Zur Zeit des Dramenprozessors habe ich meine Umgebung als sehr willkürlich empfunden. So etwa, dass jede Gesellschaft, jede soziale Übereinkunft, letztlich willkürlich ist, und gekündigt werden kann, sobald sich die äußeren Umstände ändern. Die Einbeziehung des Publikums habe ich eingeführt, weil ich immer gefragt wurde, wie das, was ich schreibe, denn mit der Gesellschaft zusammenhängt, die eine enorme Autonomie erlebt, wo eher die Vereinzelung das Thema ist. Gesellschaft ist immer auch ein Sozialexperiment und das wollte ich auf diese Weise spürbar machen. Allerdings sehe ich die Tatsache, dass sich das Publikum schuldig macht, aus heutiger Perspektive etwas kritisch. Erst einmal wird das Publikum wohl nicht mitmachen, und wenn doch, riechen Anklage und Datenerfassung zu sehr nach Schulbetrieb als nach wirklichem juristischem Vorgehen. (Mal abgesehen davon muss ich auch meinem jüngeren Selbst sagen, dass es ungünstig ist sein Publikum zu kritisieren.)
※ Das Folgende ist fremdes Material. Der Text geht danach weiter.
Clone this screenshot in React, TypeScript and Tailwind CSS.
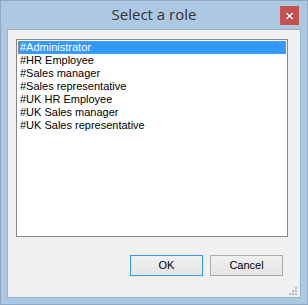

"Man muss sich eine Wiese im Novemberregen beim Bieler See vorstellen, auf der ich durchnässt joggen gehe. Leider habe ich das nicht verewigt."

Alice Mueller Bild3

Am Ende erkennt Viktor seine Schuld an und will verhaftet/bestraft werden. Die Polizistin antwortet, Vergessen Sie es. Das ist der letzte Satz deines Stücks. Was heisst das, wenn niemand Verantwortung übernimmt/übernehmen muss?


Auf diese Frage sind sicher viele Antworten möglich, ethisch, soziologisch und so weiter. Ich kann nur gefühlsmäßig darauf antworten. Ich glaube, es gibt ein Heilsversprechen in unserem konsumorientierten Zusammenleben, dass man keine Verantwortung für sein Verhalten übernehmen muss. Oder vielleicht eine Missverhältnis, dass wir Verantwortung z.B. für das Klima haben, aber nicht dafür, wie wir miteinander umgehen. Es ist psychologisch anerkannt, dass Menschen in den meisten Umgebungen gesünder leben, wenn sie sich selbst so wahrnehmen, dass sie auf ihre Umwelt Einfluss haben. Damit ist die Absolution von der sozialen Verbindlichkeit, die mithilfe des Internets möglich ist, vielleicht etwas, was am eigentlichen Bedürfnis des Einzelnen vorbeigeht. In meinem Stück ist es die endgültige Absage daran, dass das eigene Erleben Bedeutung hat. Ziemlich pessimistisch, würde ich aus heutiger Sicht sagen.